Your copy of the material below should match it exactly, except that it holds no pictures.
******
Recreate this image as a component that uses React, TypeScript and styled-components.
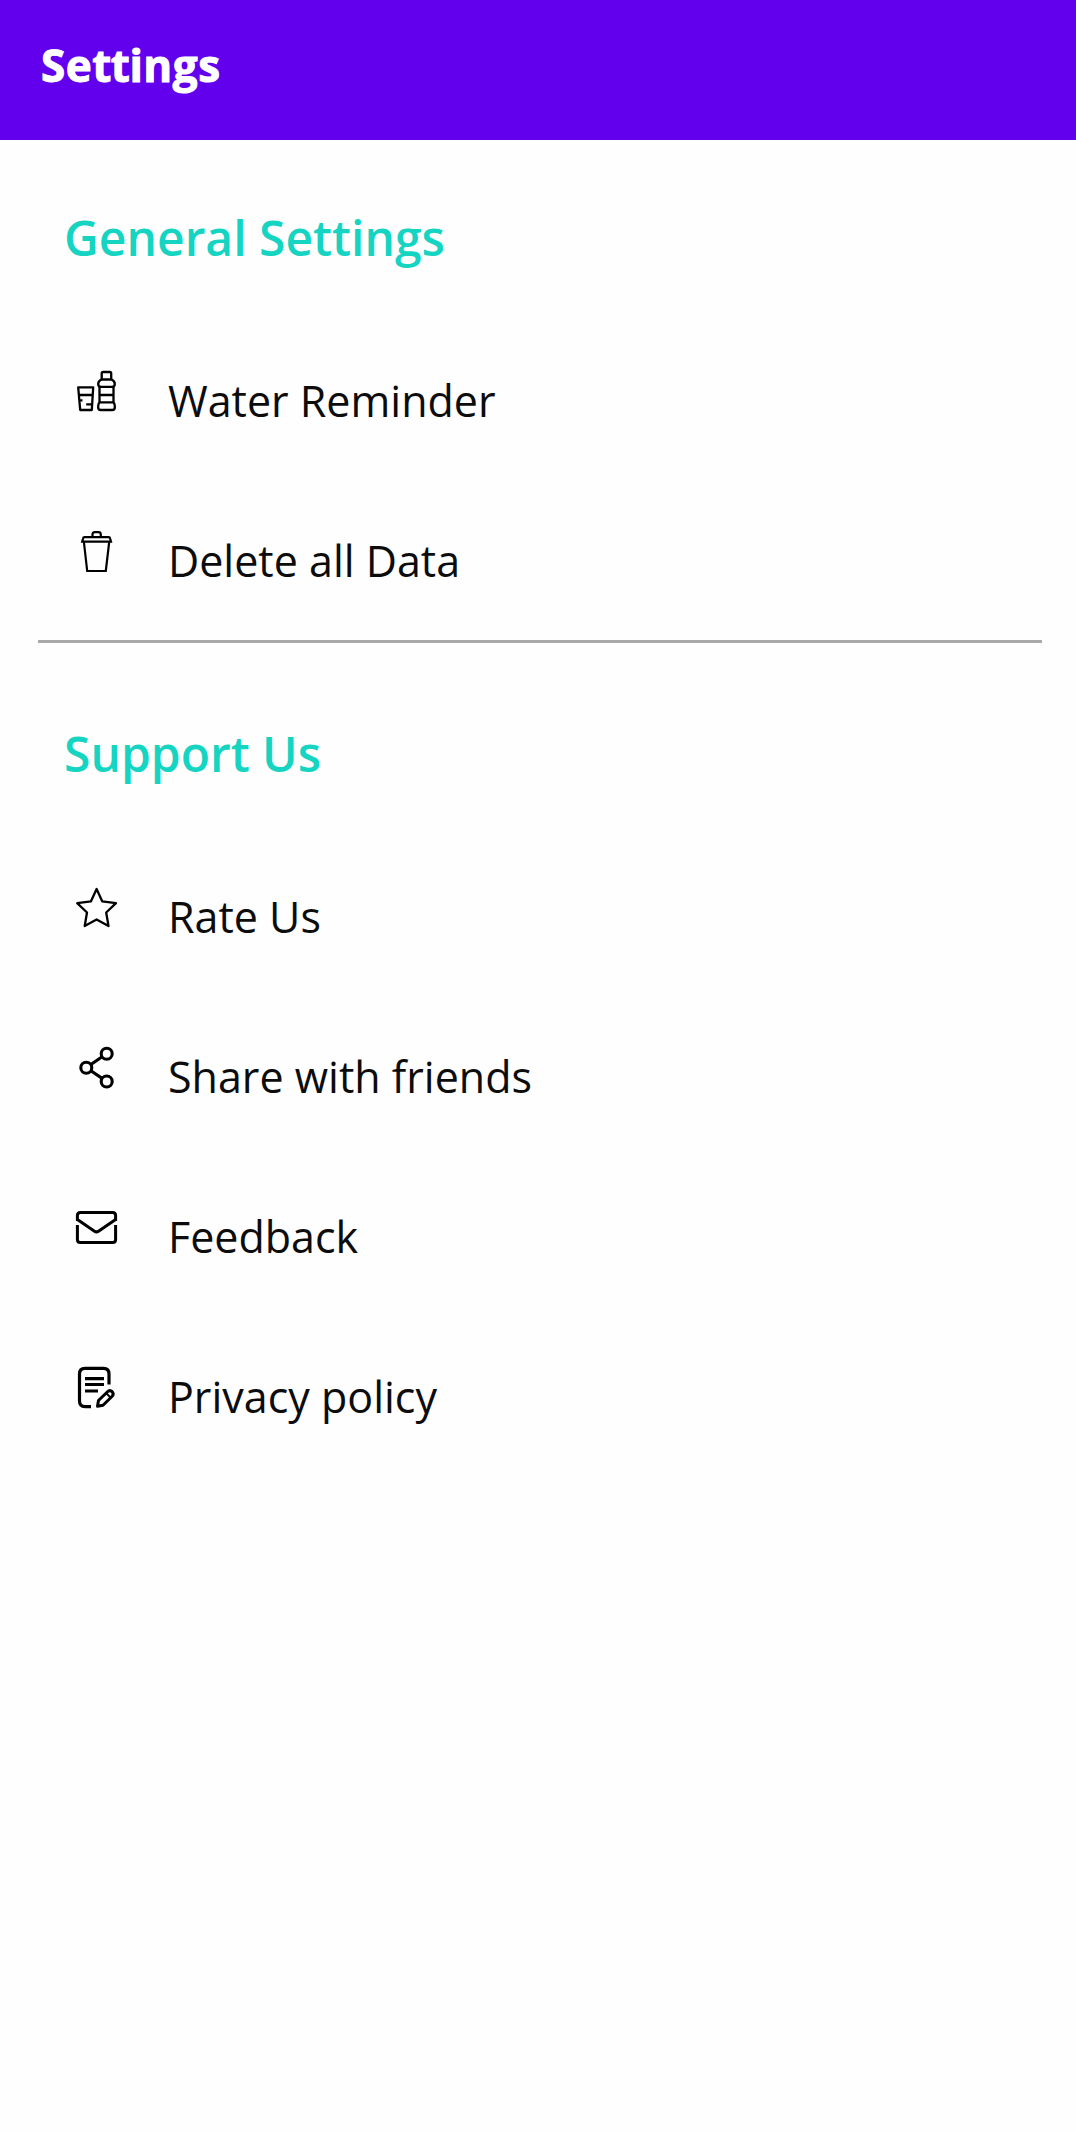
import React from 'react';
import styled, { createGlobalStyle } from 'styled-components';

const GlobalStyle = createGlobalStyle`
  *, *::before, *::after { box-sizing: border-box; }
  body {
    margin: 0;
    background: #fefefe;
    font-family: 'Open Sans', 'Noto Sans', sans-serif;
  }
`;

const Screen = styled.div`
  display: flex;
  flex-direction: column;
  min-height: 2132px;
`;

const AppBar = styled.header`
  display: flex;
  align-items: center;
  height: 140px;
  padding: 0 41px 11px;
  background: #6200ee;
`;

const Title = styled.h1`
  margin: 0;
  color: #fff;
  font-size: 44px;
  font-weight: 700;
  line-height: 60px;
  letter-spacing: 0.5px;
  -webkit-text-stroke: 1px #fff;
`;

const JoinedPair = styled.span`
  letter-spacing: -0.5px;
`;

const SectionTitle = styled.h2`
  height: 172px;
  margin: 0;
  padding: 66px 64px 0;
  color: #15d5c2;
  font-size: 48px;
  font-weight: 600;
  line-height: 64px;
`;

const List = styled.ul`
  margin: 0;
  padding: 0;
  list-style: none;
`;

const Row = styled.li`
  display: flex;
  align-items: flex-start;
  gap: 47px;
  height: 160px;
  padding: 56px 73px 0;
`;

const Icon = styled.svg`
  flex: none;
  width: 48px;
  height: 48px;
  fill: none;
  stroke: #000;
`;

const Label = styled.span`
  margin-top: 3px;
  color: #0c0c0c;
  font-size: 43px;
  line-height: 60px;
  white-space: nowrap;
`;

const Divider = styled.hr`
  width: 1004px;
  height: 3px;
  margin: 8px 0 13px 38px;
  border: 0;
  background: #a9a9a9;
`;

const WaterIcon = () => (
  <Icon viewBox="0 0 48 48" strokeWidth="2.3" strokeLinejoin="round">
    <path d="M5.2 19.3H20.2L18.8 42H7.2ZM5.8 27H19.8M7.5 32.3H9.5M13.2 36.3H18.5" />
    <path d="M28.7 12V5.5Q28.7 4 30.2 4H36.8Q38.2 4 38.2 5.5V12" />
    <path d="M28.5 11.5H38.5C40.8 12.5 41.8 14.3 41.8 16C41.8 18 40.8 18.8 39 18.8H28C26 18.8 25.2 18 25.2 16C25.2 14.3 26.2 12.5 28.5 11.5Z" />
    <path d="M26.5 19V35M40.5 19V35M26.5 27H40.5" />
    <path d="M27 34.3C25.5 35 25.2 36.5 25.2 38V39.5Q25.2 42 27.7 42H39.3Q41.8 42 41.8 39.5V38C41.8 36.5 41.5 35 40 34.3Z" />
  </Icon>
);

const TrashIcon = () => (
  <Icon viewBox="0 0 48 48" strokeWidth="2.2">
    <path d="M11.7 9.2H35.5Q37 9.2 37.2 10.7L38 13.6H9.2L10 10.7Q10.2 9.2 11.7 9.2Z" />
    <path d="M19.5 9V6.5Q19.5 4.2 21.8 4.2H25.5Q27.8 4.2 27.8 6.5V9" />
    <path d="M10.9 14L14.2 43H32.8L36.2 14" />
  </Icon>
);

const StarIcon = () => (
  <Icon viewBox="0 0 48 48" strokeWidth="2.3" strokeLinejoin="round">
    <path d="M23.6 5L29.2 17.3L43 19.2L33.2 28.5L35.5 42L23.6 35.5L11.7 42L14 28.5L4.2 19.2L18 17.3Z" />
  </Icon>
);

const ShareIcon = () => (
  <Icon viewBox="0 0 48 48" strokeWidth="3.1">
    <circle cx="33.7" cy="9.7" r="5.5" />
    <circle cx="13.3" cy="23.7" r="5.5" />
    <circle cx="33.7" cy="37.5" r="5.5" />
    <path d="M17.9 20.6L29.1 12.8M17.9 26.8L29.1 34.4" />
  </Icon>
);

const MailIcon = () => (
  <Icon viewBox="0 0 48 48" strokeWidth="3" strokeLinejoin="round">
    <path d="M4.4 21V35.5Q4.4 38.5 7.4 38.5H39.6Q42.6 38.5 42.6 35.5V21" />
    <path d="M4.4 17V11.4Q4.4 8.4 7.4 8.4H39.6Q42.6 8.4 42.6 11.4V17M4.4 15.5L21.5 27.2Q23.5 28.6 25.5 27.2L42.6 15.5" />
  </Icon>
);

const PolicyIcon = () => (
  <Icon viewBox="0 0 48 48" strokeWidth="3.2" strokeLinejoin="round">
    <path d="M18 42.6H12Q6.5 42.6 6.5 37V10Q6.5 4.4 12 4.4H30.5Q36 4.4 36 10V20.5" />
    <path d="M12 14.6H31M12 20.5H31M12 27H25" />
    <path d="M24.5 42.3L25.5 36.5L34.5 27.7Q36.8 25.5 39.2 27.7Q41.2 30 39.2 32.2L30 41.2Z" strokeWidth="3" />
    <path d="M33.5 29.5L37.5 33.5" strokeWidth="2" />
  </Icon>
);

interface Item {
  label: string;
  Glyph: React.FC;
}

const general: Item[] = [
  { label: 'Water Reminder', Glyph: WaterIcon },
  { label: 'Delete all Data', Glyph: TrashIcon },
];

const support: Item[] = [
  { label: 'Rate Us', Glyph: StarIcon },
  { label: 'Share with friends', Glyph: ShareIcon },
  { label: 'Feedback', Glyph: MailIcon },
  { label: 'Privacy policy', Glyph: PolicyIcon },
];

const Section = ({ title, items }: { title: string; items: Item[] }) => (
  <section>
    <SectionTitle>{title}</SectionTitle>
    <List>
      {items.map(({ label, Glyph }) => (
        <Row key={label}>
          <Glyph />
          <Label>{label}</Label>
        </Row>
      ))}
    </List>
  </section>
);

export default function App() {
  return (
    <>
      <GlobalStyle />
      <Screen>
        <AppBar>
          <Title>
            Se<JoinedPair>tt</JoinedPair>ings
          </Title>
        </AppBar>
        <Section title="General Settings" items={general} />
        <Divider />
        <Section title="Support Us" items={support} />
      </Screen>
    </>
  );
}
******
## WRITTEN SOLUTION
Recreate this image as a component that uses React, TypeScript and styled-components.
import React from 'react';
import styled, { createGlobalStyle } from 'styled-components';

const GlobalStyle = createGlobalStyle`
  *, *::before, *::after { box-sizing: border-box; }
  body {
    margin: 0;
    background: #fefefe;
    font-family: 'Open Sans', 'Noto Sans', sans-serif;
  }
`;

const Screen = styled.div`
  display: flex;
  flex-direction: column;
  min-height: 2132px;
`;

const AppBar = styled.header`
  display: flex;
  align-items: center;
  height: 140px;
  padding: 0 41px 11px;
  background: #6200ee;
`;

const Title = styled.h1`
  margin: 0;
  color: #fff;
  font-size: 44px;
  font-weight: 700;
  line-height: 60px;
  letter-spacing: 0.5px;
  -webkit-text-stroke: 1px #fff;
`;

const JoinedPair = styled.span`
  letter-spacing: -0.5px;
`;

const SectionTitle = styled.h2`
  height: 172px;
  margin: 0;
  padding: 66px 64px 0;
  color: #15d5c2;
  font-size: 48px;
  font-weight: 600;
  line-height: 64px;
`;

const List = styled.ul`
  margin: 0;
  padding: 0;
  list-style: none;
`;

const Row = styled.li`
  display: flex;
  align-items: flex-start;
  gap: 47px;
  height: 160px;
  padding: 56px 73px 0;
`;

const Icon = styled.svg`
  flex: none;
  width: 48px;
  height: 48px;
  fill: none;
  stroke: #000;
`;

const Label = styled.span`
  margin-top: 3px;
  color: #0c0c0c;
  font-size: 43px;
  line-height: 60px;
  white-space: nowrap;
`;

const Divider = styled.hr`
  width: 1004px;
  height: 3px;
  margin: 8px 0 13px 38px;
  border: 0;
  background: #a9a9a9;
`;

const WaterIcon = () => (
  <Icon viewBox="0 0 48 48" strokeWidth="2.3" strokeLinejoin="round">
    <path d="M5.2 19.3H20.2L18.8 42H7.2ZM5.8 27H19.8M7.5 32.3H9.5M13.2 36.3H18.5" />
    <path d="M28.7 12V5.5Q28.7 4 30.2 4H36.8Q38.2 4 38.2 5.5V12" />
    <path d="M28.5 11.5H38.5C40.8 12.5 41.8 14.3 41.8 16C41.8 18 40.8 18.8 39 18.8H28C26 18.8 25.2 18 25.2 16C25.2 14.3 26.2 12.5 28.5 11.5Z" />
    <path d="M26.5 19V35M40.5 19V35M26.5 27H40.5" />
    <path d="M27 34.3C25.5 35 25.2 36.5 25.2 38V39.5Q25.2 42 27.7 42H39.3Q41.8 42 41.8 39.5V38C41.8 36.5 41.5 35 40 34.3Z" />
  </Icon>
);

const TrashIcon = () => (
  <Icon viewBox="0 0 48 48" strokeWidth="2.2">
    <path d="M11.7 9.2H35.5Q37 9.2 37.2 10.7L38 13.6H9.2L10 10.7Q10.2 9.2 11.7 9.2Z" />
    <path d="M19.5 9V6.5Q19.5 4.2 21.8 4.2H25.5Q27.8 4.2 27.8 6.5V9" />
    <path d="M10.9 14L14.2 43H32.8L36.2 14" />
  </Icon>
);

const StarIcon = () => (
  <Icon viewBox="0 0 48 48" strokeWidth="2.3" strokeLinejoin="round">
    <path d="M23.6 5L29.2 17.3L43 19.2L33.2 28.5L35.5 42L23.6 35.5L11.7 42L14 28.5L4.2 19.2L18 17.3Z" />
  </Icon>
);

const ShareIcon = () => (
  <Icon viewBox="0 0 48 48" strokeWidth="3.1">
    <circle cx="33.7" cy="9.7" r="5.5" />
    <circle cx="13.3" cy="23.7" r="5.5" />
    <circle cx="33.7" cy="37.5" r="5.5" />
    <path d="M17.9 20.6L29.1 12.8M17.9 26.8L29.1 34.4" />
  </Icon>
);

const MailIcon = () => (
  <Icon viewBox="0 0 48 48" strokeWidth="3" strokeLinejoin="round">
    <path d="M4.4 21V35.5Q4.4 38.5 7.4 38.5H39.6Q42.6 38.5 42.6 35.5V21" />
    <path d="M4.4 17V11.4Q4.4 8.4 7.4 8.4H39.6Q42.6 8.4 42.6 11.4V17M4.4 15.5L21.5 27.2Q23.5 28.6 25.5 27.2L42.6 15.5" />
  </Icon>
);

const PolicyIcon = () => (
  <Icon viewBox="0 0 48 48" strokeWidth="3.2" strokeLinejoin="round">
    <path d="M18 42.6H12Q6.5 42.6 6.5 37V10Q6.5 4.4 12 4.4H30.5Q36 4.4 36 10V20.5" />
    <path d="M12 14.6H31M12 20.5H31M12 27H25" />
    <path d="M24.5 42.3L25.5 36.5L34.5 27.7Q36.8 25.5 39.2 27.7Q41.2 30 39.2 32.2L30 41.2Z" strokeWidth="3" />
    <path d="M33.5 29.5L37.5 33.5" strokeWidth="2" />
  </Icon>
);

interface Item {
  label: string;
  Glyph: React.FC;
}

const general: Item[] = [
  { label: 'Water Reminder', Glyph: WaterIcon },
  { label: 'Delete all Data', Glyph: TrashIcon },
];

const support: Item[] = [
  { label: 'Rate Us', Glyph: StarIcon },
  { label: 'Share with friends', Glyph: ShareIcon },
  { label: 'Feedback', Glyph: MailIcon },
  { label: 'Privacy policy', Glyph: PolicyIcon },
];

const Section = ({ title, items }: { title: string; items: Item[] }) => (
  <section>
    <SectionTitle>{title}</SectionTitle>
    <List>
      {items.map(({ label, Glyph }) => (
        <Row key={label}>
          <Glyph />
          <Label>{label}</Label>
        </Row>
      ))}
    </List>
  </section>
);

export default function App() {
  return (
    <>
      <GlobalStyle />
      <Screen>
        <AppBar>
          <Title>
            Se<JoinedPair>tt</JoinedPair>ings
          </Title>
        </AppBar>
        <Section title="General Settings" items={general} />
        <Divider />
        <Section title="Support Us" items={support} />
      </Screen>
    </>
  );
}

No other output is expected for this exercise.